The U.S. Supreme Court in a 5–4 decision reined in the Environmental Protection Agency's (EPA) effort to impose extensive federal land use regulation through its broad interpretation of the Clean Water Act (CWA). The decision in the case of Sackett v. EPA turns on the question of the proper definition of the term "the waters of the United States" (WOTUS). Interestingly, all the justices concurred in the judgment that plaintiffs Michael and Chantell Sackett's property and actions were not covered by the CWA.
In the case, the Sacketts had purchased property near Priest Lake, Idaho, and began backfilling the lot with dirt to prepare for building a home. The EPA claimed that the property contained wetlands over which the agency exercised authority under the Clean Water Act which prohibits discharging pollutants into "the waters of the United States." The EPA threatened to impose a fine of $40,000 per day if the Sacketts did not desist.

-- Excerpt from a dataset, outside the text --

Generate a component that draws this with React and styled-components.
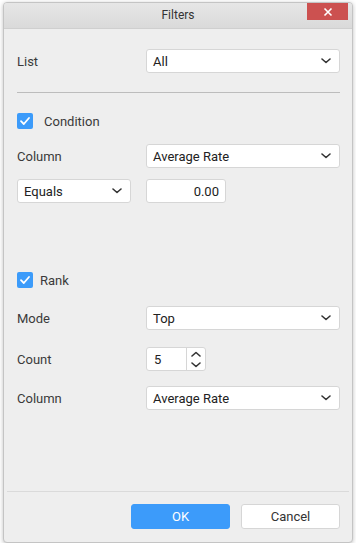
import styled, { createGlobalStyle } from "styled-components";

const Global = createGlobalStyle`
    html, body {
        margin: 0;
        padding: 0;
        background: #ffffff;
        font-family: Roboto, "Liberation Sans", sans-serif;
    }
`;

const Chevron = ({ up }) => (
    <svg width="10" height="6" viewBox="0 0 10 6">
        <path
            d={up ? "M1 5L5 1.5L9 5" : "M1 1L5 4.5L9 1"}
            fill="none"
            stroke="#333"
            strokeWidth="1.6"
            strokeLinecap="round"
            strokeLinejoin="round"
        />
    </svg>
);

const Select = ({ value, width }) => (
    <S.Select $width={width}>
        <span>{value}</span>
        <Chevron />
    </S.Select>
);

const CheckBox = ({ label, gap }) => (
    <S.CheckRow $gap={gap}>
        <S.Box>
            <svg width="12" height="10" viewBox="0 0 12 10">
                <path d="M2 5.2L4.8 8L10 2" fill="none" stroke="#fff" strokeWidth="1.8" strokeLinecap="round" strokeLinejoin="round" />
            </svg>
        </S.Box>
        <S.Label>{label}</S.Label>
    </S.CheckRow>
);

const App = () => {
    return (
        <>
            <Global />
            <S.Dialog>
                <S.TitleBar>
                    Filters
                    <S.Close>
                        <svg width="10" height="10" viewBox="0 0 10 10">
                            <path d="M1.5 1.5L8.5 8.5M8.5 1.5L1.5 8.5" stroke="#fff" strokeWidth="1.6" />
                        </svg>
                    </S.Close>
                </S.TitleBar>

                <S.Body>
                    <S.Row $top={20}>
                        <S.Label>List</S.Label>
                        <Select value="All" />
                    </S.Row>

                    <S.Divider />

                    <CheckBox label="Condition" gap={11} />

                    <S.Row $top={15}>
                        <S.Label>Column</S.Label>
                        <Select value="Average Rate" />
                    </S.Row>

                    <S.Row $top={11}>
                        <Select value="Equals" width={114} />
                        <S.NumberBox>0.00</S.NumberBox>
                    </S.Row>

                    <S.Spacer $h={69} />
                    <CheckBox label="Rank" gap={7} />

                    <S.Row $top={18}>
                        <S.Label>Mode</S.Label>
                        <Select value="Top" />
                    </S.Row>

                    <S.Row $top={17}>
                        <S.Label>Count</S.Label>
                        <S.Spin>
                            <S.SpinValue>5</S.SpinValue>
                            <S.SpinArrows>
                                <Chevron up />
                                <Chevron />
                            </S.SpinArrows>
                        </S.Spin>
                    </S.Row>

                    <S.Row $top={15}>
                        <S.Label>Column</S.Label>
                        <Select value="Average Rate" />
                    </S.Row>
                </S.Body>

                <S.Footer>
                    <S.Button $primary>OK</S.Button>
                    <S.Button>Cancel</S.Button>
                </S.Footer>
            </S.Dialog>
        </>
    );
};

export default App;

const S = {
    Dialog: styled.div`
        position: relative;
        margin: 2px 0 0 3px;
        width: 350px;
        height: 541px;
        box-sizing: border-box;
        border: 1px solid #c4c4c4;
        border-radius: 4px;
        background: #eeeeee;
        box-shadow: 0 1px 4px rgba(0, 0, 0, 0.25);
        display: flex;
        flex-direction: column;
        overflow: hidden;
    `,

    TitleBar: styled.div`
        height: 26px;
        padding-bottom: 2px;
        box-sizing: border-box;
        flex-shrink: 0;
        border-bottom: 1px solid #cfcfcf;
        background: linear-gradient(#e6e6e6, #dadada);
        display: flex;
        align-items: center;
        justify-content: center;
        font-size: 12px;
        color: #333;
    `,

    Close: styled.div`
        position: absolute;
        top: 0;
        right: 4px;
        width: 41px;
        height: 17px;
        background: #cc5150;
        display: flex;
        align-items: center;
        justify-content: center;
    `,

    Body: styled.div`
        flex: 1;
        padding: 0 12px 0 13px;
        display: flex;
        flex-direction: column;
    `,

    Row: styled.div`
        margin-top: ${(p) => p.$top}px;
        display: grid;
        grid-template-columns: 129px 1fr;
        align-items: center;
    `,

    Label: styled.span`
        font-size: 13px;
        color: #3a3a3a;
    `,

    Select: styled.div`
        width: ${(p) => (p.$width ? `${p.$width}px` : "auto")};
        height: 24px;
        box-sizing: border-box;
        background: #fff;
        border: 1px solid #d6d6d6;
        border-radius: 3px;
        padding: 0 8px 0 6px;
        display: flex;
        align-items: center;
        justify-content: space-between;
        font-size: 13px;
        color: #222;
    `,

    Divider: styled.div`
        margin-top: 19px;
        height: 1px;
        background: #bcbcbc;
    `,

    CheckRow: styled.div`
        margin-top: 20px;
        display: flex;
        align-items: center;
        gap: ${(p) => p.$gap}px;
    `,

    Box: styled.div`
        width: 16px;
        height: 16px;
        border-radius: 2px;
        background: #3c9bfa;
        display: flex;
        align-items: center;
        justify-content: center;
    `,

    NumberBox: styled.div`
        width: 80px;
        height: 24px;
        box-sizing: border-box;
        background: #fff;
        border: 1px solid #d6d6d6;
        border-radius: 3px;
        padding: 0 6px;
        display: flex;
        align-items: center;
        justify-content: flex-end;
        font-size: 13px;
        color: #222;
    `,

    Spacer: styled.div`
        height: ${(p) => p.$h - 20}px;
    `,

    Spin: styled.div`
        width: 60px;
        height: 24px;
        box-sizing: border-box;
        background: #fff;
        border: 1px solid #d6d6d6;
        border-radius: 3px;
        display: flex;
    `,

    SpinValue: styled.div`
        flex: 1;
        padding-left: 7px;
        display: flex;
        align-items: center;
        font-size: 13px;
        color: #222;
        border-right: 1px solid #d6d6d6;
    `,

    SpinArrows: styled.div`
        width: 18px;
        display: flex;
        flex-direction: column;
        align-items: center;
        justify-content: center;
        gap: 5px;
    `,

    Footer: styled.div`
        height: 51px;
        box-sizing: border-box;
        flex-shrink: 0;
        margin: 0 3px;
        border-top: 1px solid #dadada;
        padding: 12px 9px 0 0;
        display: flex;
        justify-content: flex-end;
        align-items: flex-start;
        gap: 11px;
    `,

    Button: styled.div`
        width: 99px;
        height: 25px;
        box-sizing: border-box;
        border-radius: 3px;
        border: 1px solid ${(p) => (p.$primary ? "#3c9bfa" : "#d6d6d6")};
        background: ${(p) => (p.$primary ? "#3c9bfa" : "#fff")};
        color: ${(p) => (p.$primary ? "#fff" : "#333")};
        font-size: 13px;
        display: flex;
        align-items: center;
        justify-content: center;
    `,
};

The majority opinion written by Justice Samuel Alito noted that EPA bureaucrats had "classified the wetlands on the Sacketts' lot as 'waters of the United States' because they were near a ditch that fed into a creek, which fed into Priest Lake, a navigable, intrastate lake." The EPA's ruling against the Sacketts was upheld in federal district court and the 9th Circuit Appeals Court.
The majority decision reaches the commonsense conclusion that waters of the United States refer to what in ordinary parlance are streams, oceans, rivers, and lakes and includes adjacent wetlands with a "continuous surface connection" to such waterways. Under the "significant nexus" test developed by Justice Anthony Kennedy in the 2006 decision Rapanos v. United States, nearly any body of water, no matter how isolated or impermanent, can be defined by the EPA as being part of the waters of the United States and are therefore subject to federal regulation under the Clean Water Act. "By the EPA's own admission, nearly all waters and wetlands are potentially susceptible to regulation under this test, putting a staggering array of landowners at risk of criminal prosecution for such mundane activities as moving dirt," observes the court in its syllabus of the case.
The syllabus argues that the CWA applies to adjacent wetlands when those wetlands are "indistinguishable" from other properly regulated bodies of water. Adjacent wetlands are covered by the CWA when they have "a continuous surface connection to bodies that are 'waters of the United States' in their own right, so that there is no clear demarcation between 'waters' and wetlands."
In his concurring opinion joined by three other justices, Justice Brett Kavanaugh observes that the majority decision "invokes federalism and vagueness concerns. The Court suggests that ambiguities or vagueness in federal statutes regulating private property should be construed in favor of the property owner, particularly given that States have traditionally regulated private property rights."
As Justice Clarence Thomas wrote in his concurring opinion, "The Court's opinion today curbs a serious expansion of federal authority that has simultaneously degraded States' authority and diverted the Federal Government from its important role as guarantor of the Nation's great commercial water highways into something resembling 'a local zoning board.'"
Kavanaugh then counters that the "Federal Government has long regulated the waters of the United States, including adjacent wetlands." Well, yes. But the question is whether the Clean Water Act actually confers that regulatory authority. In arguing that it does, Kavanaugh argues that the CWA refers to "adjacent" wetlands which would include those that do not have a continuous surface connection to navigable waterways. Therefore, the Court's majority decision inappropriately narrowed the definition of "adjacent" with respect to the EPA's jurisdiction over wetlands.
I am definitely not a legal scholar, but the majority of the Court is entirely right when it points out that the "system of 'vague' rules" devised under the EPA's expansive interpretation of the CWA left landowners subject to uncertain and capricious enforcement. This decision should now provide landowners more legal certainty and security as they formulate their plans with respect to how they want to manage and care for their property.